─── Stored records ───
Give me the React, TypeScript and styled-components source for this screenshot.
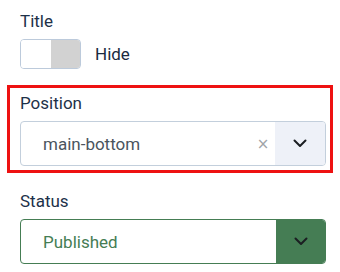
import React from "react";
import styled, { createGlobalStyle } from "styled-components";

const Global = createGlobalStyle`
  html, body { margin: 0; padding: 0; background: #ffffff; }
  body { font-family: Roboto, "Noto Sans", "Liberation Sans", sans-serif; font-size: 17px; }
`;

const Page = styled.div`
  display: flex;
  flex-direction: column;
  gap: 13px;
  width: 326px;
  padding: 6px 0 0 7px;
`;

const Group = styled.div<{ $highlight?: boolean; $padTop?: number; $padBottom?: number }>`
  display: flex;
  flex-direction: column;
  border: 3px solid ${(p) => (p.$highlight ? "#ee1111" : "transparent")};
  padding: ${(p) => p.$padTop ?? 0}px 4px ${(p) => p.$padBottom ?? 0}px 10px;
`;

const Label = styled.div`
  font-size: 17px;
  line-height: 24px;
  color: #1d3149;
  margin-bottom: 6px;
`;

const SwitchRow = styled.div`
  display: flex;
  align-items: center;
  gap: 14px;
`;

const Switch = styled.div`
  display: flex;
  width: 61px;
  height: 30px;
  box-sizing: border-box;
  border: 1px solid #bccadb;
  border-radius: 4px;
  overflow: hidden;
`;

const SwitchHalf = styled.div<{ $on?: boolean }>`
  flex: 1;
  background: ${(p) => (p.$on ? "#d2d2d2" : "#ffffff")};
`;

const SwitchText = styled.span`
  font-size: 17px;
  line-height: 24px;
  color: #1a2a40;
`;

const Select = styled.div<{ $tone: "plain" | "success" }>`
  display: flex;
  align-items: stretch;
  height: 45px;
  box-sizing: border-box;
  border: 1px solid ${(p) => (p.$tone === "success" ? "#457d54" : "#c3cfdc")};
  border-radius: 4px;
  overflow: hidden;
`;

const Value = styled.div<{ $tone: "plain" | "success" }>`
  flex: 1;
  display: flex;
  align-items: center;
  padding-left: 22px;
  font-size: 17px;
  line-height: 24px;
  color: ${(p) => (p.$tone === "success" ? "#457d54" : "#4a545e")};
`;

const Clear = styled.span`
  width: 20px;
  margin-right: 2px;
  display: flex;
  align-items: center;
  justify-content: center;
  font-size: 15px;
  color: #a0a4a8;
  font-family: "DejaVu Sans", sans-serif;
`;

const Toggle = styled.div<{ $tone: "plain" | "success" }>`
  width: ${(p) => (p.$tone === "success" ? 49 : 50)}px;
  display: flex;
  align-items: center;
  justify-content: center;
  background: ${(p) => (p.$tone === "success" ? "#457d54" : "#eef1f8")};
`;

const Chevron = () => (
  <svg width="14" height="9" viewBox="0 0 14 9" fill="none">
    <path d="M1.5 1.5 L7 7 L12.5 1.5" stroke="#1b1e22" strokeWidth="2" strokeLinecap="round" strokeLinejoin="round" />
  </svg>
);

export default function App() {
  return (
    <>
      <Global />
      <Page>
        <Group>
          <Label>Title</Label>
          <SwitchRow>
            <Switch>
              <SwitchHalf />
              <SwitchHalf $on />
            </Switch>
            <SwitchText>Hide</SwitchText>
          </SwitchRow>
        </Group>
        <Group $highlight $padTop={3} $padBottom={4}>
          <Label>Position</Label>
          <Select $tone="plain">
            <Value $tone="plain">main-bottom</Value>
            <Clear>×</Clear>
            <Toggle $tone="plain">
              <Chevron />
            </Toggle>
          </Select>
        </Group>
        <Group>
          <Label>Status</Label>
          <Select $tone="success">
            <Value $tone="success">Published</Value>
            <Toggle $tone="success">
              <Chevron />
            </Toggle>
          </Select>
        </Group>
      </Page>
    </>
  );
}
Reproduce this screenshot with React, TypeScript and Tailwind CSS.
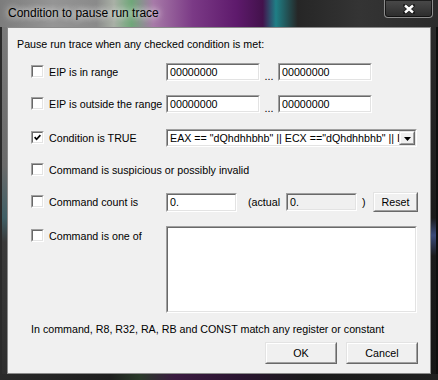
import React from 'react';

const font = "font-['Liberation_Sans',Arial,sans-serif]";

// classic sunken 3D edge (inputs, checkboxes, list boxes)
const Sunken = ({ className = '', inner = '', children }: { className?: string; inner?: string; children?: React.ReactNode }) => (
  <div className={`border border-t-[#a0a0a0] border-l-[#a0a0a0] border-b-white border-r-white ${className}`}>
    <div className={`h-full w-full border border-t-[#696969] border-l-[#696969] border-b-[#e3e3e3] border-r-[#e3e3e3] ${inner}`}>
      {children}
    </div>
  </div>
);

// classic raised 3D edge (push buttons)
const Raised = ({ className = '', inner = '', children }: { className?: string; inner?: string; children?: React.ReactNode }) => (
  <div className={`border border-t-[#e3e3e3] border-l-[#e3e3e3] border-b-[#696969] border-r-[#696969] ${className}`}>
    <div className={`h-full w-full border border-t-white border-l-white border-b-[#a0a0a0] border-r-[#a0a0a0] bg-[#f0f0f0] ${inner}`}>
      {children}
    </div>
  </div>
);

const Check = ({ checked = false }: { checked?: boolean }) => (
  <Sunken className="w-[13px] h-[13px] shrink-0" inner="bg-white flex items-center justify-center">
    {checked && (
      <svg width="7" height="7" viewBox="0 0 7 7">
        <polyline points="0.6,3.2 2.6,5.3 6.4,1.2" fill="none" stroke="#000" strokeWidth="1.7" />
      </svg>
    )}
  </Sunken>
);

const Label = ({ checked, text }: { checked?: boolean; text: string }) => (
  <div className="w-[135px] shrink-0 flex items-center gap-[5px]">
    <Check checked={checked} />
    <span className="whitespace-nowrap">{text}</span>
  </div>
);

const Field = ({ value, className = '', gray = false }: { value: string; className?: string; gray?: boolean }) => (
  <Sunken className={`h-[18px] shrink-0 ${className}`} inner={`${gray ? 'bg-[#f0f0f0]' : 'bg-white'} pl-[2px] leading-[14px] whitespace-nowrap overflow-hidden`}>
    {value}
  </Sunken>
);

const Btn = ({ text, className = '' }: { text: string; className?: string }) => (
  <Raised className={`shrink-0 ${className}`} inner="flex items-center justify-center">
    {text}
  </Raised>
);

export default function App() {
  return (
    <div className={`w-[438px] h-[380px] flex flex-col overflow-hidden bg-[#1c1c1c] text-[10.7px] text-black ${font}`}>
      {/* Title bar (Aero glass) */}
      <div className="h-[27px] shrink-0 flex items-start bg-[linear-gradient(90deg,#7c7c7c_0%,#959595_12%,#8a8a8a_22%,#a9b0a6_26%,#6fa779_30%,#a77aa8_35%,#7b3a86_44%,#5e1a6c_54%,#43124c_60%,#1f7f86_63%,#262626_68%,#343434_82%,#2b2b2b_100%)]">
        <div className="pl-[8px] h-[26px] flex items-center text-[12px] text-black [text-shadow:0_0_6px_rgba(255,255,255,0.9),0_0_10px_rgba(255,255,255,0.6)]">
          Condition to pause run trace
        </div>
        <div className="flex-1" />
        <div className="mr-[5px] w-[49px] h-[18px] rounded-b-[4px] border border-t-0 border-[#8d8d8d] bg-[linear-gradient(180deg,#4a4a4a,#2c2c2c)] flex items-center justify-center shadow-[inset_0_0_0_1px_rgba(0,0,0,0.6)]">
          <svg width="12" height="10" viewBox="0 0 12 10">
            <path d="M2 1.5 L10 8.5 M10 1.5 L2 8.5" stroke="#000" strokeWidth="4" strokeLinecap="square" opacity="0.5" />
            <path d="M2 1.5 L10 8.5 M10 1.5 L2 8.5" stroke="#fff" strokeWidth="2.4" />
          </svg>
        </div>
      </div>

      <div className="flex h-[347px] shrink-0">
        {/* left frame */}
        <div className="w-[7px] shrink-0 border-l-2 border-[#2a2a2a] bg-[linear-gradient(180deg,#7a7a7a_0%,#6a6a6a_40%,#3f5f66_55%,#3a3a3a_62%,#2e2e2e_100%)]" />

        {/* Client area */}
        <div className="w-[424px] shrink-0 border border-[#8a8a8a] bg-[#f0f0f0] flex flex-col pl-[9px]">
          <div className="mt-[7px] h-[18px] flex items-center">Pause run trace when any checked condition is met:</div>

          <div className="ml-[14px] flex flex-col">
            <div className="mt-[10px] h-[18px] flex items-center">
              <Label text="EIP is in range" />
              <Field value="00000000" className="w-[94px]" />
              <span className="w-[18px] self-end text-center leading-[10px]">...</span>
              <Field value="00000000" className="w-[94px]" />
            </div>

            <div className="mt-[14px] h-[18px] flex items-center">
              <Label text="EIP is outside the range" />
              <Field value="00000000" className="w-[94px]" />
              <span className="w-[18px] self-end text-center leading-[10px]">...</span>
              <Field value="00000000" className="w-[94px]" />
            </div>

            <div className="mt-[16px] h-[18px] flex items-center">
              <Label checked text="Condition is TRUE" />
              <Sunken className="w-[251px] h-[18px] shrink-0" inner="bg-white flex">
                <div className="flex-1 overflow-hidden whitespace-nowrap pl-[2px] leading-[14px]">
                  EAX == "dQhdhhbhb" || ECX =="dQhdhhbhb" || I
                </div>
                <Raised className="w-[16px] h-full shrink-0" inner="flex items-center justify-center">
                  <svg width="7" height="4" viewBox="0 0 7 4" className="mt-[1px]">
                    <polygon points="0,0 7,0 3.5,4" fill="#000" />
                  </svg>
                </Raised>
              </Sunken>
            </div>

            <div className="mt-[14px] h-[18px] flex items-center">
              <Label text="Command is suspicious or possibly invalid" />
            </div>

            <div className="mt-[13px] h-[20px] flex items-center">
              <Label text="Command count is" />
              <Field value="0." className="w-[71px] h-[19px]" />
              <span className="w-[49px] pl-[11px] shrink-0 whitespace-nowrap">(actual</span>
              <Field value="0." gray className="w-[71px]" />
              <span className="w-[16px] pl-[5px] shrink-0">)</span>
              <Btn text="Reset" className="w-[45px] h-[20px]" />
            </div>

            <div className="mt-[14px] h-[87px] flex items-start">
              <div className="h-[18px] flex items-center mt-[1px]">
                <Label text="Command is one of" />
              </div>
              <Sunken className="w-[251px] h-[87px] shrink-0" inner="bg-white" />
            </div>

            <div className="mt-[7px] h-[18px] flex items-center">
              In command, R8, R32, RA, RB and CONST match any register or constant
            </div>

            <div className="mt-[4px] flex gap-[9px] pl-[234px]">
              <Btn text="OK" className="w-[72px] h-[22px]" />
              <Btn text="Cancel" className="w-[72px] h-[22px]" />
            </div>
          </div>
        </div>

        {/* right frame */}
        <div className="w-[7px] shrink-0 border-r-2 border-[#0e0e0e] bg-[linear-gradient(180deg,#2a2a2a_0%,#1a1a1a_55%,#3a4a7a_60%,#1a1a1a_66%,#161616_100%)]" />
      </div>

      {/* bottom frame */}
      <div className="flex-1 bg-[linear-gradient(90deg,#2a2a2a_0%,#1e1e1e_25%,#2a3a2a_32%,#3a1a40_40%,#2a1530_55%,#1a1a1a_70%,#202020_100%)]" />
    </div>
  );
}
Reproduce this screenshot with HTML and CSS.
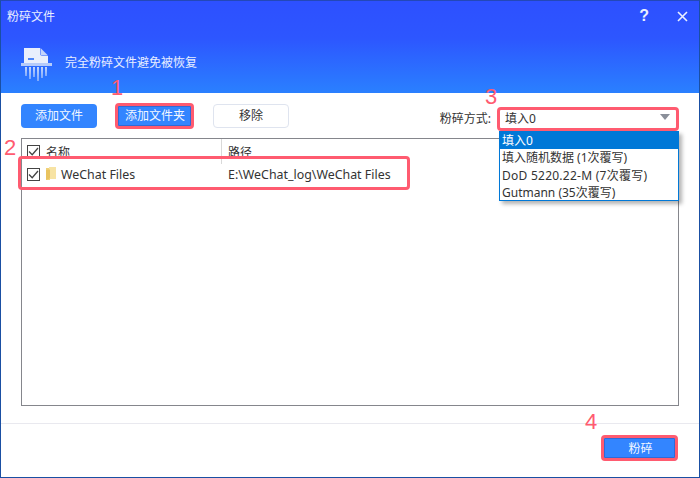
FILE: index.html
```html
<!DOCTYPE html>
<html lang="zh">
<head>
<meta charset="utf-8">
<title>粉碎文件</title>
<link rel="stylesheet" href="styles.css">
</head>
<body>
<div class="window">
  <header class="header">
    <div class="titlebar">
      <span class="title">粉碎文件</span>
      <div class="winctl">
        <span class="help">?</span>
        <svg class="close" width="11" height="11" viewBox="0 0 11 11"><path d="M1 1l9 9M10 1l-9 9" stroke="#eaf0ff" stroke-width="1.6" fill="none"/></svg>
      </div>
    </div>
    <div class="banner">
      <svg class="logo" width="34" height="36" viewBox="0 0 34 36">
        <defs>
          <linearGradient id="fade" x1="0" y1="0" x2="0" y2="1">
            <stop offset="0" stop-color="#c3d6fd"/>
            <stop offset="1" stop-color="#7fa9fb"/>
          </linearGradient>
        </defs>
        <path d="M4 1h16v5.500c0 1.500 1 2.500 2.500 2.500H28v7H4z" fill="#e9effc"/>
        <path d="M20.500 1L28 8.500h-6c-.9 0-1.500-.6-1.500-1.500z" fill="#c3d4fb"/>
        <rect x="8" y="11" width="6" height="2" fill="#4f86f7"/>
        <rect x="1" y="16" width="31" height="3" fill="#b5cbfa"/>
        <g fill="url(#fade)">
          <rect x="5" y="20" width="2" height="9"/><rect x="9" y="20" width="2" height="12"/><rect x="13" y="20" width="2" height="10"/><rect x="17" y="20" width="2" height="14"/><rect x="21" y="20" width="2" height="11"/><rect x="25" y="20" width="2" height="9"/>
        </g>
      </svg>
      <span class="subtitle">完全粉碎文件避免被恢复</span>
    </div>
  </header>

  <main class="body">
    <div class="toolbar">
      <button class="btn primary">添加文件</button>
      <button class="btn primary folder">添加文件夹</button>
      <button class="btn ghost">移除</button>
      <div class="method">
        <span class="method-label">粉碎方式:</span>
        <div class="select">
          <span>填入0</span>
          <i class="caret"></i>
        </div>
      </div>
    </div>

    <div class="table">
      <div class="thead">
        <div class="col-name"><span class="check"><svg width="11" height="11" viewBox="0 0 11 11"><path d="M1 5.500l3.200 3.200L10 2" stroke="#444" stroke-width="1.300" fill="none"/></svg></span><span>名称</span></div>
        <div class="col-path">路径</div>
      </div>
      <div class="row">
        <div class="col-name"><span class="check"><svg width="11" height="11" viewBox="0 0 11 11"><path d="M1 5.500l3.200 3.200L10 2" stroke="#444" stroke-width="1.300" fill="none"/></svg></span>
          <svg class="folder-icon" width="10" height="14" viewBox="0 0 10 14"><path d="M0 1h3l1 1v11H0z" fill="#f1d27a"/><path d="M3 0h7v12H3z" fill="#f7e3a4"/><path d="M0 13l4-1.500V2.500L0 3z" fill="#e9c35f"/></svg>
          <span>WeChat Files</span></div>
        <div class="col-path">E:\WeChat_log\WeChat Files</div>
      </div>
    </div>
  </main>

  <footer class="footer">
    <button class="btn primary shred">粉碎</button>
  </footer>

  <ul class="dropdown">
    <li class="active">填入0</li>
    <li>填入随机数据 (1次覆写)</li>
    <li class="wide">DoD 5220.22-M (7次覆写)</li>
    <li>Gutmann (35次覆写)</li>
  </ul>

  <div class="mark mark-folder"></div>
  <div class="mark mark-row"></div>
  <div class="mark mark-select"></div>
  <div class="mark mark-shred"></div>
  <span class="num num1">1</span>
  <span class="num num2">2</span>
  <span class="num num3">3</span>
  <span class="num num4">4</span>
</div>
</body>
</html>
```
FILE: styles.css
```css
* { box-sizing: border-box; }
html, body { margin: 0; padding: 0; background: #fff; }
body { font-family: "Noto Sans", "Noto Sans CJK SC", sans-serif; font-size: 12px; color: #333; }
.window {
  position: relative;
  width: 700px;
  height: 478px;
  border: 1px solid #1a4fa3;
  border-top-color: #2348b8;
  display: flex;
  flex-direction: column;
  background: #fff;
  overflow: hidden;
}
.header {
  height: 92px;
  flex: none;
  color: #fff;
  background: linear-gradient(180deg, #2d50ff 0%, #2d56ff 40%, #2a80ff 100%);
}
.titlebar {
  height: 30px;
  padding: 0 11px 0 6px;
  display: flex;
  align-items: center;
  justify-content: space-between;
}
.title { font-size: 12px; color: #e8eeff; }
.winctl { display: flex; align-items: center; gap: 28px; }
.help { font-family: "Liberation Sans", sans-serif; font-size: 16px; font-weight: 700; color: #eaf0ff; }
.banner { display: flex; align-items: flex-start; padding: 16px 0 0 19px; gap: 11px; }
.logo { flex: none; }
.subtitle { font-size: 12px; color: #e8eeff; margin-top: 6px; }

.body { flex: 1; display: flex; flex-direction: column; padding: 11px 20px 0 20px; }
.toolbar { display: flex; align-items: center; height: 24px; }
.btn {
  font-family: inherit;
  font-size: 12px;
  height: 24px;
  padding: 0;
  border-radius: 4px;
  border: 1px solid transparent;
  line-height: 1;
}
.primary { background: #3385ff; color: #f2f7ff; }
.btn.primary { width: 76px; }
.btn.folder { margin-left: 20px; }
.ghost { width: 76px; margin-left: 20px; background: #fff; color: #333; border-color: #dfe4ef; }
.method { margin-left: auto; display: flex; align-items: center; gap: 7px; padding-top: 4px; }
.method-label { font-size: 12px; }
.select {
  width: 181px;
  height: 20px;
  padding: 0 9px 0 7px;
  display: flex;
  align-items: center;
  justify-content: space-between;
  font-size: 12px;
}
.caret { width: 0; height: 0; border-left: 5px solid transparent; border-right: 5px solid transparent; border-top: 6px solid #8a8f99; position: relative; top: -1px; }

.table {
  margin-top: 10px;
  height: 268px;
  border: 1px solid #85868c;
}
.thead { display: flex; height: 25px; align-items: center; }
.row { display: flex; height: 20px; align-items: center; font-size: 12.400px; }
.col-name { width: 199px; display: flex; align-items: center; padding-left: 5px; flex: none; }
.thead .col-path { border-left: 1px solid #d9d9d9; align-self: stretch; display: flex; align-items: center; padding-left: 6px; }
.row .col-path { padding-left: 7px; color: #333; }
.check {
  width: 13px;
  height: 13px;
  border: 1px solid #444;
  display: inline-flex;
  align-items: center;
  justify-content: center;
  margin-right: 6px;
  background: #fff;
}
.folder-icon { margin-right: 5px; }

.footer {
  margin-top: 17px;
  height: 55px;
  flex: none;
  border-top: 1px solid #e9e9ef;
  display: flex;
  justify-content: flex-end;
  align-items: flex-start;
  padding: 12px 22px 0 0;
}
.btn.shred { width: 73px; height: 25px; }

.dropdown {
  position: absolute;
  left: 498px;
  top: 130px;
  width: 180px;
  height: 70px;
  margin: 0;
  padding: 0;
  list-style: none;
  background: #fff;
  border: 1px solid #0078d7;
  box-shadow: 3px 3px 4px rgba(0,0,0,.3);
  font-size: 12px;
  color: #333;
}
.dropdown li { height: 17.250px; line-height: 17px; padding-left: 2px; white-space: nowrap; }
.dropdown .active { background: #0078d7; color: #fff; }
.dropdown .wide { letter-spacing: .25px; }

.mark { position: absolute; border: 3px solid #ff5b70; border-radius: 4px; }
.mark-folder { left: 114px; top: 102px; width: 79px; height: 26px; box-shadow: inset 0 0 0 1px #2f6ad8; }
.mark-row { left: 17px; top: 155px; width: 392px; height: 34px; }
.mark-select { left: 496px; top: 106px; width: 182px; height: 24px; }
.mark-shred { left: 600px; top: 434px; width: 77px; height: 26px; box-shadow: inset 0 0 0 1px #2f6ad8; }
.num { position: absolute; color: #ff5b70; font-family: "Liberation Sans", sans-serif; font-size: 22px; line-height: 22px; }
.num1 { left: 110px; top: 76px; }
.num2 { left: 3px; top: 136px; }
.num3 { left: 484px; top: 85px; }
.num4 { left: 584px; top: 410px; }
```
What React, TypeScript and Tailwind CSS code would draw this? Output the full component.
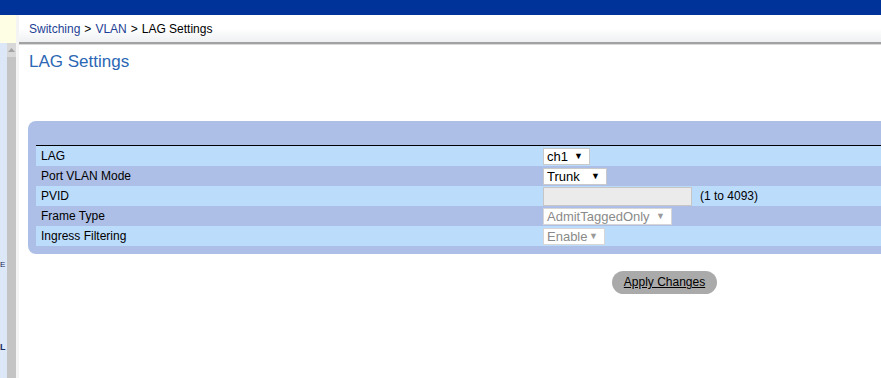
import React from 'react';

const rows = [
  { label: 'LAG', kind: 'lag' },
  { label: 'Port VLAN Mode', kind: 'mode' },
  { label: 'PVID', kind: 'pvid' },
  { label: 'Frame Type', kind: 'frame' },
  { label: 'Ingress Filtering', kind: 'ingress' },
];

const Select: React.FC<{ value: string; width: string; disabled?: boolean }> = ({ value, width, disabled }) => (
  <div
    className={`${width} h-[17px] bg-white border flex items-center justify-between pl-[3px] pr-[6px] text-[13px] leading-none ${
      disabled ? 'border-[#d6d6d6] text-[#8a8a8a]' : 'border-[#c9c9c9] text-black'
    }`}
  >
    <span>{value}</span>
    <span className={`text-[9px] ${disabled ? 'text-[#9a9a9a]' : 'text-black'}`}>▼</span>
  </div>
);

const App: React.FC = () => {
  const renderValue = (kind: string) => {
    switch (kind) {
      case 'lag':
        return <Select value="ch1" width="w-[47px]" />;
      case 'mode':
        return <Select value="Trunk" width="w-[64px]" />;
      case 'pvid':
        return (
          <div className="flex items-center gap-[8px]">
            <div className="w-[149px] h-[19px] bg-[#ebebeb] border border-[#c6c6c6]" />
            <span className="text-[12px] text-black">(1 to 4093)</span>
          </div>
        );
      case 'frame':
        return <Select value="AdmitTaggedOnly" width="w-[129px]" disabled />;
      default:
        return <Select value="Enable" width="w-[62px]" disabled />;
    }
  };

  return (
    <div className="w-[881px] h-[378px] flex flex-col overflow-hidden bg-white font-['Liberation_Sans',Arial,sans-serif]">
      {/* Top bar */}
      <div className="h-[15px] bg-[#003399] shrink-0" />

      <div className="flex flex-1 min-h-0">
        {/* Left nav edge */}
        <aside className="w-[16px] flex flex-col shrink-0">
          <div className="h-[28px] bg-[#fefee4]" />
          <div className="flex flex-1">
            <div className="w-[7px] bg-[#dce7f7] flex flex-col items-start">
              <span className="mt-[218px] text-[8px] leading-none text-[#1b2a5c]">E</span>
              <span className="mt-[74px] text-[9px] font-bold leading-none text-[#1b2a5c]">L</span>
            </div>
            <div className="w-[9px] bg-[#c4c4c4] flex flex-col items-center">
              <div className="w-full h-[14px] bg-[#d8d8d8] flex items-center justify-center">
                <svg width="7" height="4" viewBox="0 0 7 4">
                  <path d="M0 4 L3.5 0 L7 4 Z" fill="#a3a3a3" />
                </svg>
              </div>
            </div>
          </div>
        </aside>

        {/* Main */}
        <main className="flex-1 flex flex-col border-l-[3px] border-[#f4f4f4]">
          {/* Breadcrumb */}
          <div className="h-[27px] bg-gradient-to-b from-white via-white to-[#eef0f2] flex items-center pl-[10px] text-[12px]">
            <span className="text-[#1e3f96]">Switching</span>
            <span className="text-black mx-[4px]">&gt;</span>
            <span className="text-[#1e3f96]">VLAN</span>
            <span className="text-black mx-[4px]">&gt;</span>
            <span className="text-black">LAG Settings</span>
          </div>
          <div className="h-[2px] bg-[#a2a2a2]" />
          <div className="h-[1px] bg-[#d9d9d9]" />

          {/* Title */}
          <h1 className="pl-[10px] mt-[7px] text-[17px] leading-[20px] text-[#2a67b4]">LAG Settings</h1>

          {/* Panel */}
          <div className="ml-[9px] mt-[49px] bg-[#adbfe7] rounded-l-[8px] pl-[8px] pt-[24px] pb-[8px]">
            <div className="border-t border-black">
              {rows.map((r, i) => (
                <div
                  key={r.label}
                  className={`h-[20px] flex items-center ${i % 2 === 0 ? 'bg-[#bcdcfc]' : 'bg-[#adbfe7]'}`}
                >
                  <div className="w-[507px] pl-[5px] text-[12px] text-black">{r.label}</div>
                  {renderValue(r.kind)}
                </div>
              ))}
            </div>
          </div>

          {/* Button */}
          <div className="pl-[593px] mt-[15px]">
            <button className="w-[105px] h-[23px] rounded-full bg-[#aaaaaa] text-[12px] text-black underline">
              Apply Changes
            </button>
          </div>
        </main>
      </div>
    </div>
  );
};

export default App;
───
## [Aim]
Find the string "React" in the entries above and return each line that holds it.

## [Answer to the task]
Give me the React, TypeScript and styled-components source for this screenshot.
import React from "react";
Reproduce this screenshot with React, TypeScript and Tailwind CSS.
import React from 'react';
const Sunken = ({ className = '', inner = '', children }: { className?: string; inner?: string; children?: React.ReactNode }) => (
const Raised = ({ className = '', inner = '', children }: { className?: string; inner?: string; children?: React.ReactNode }) => (
What React, TypeScript and Tailwind CSS code would draw this? Output the full component.
import React from 'react';
const Select: React.FC<{ value: string; width: string; disabled?: boolean }> = ({ value, width, disabled }) => (
const App: React.FC = () => {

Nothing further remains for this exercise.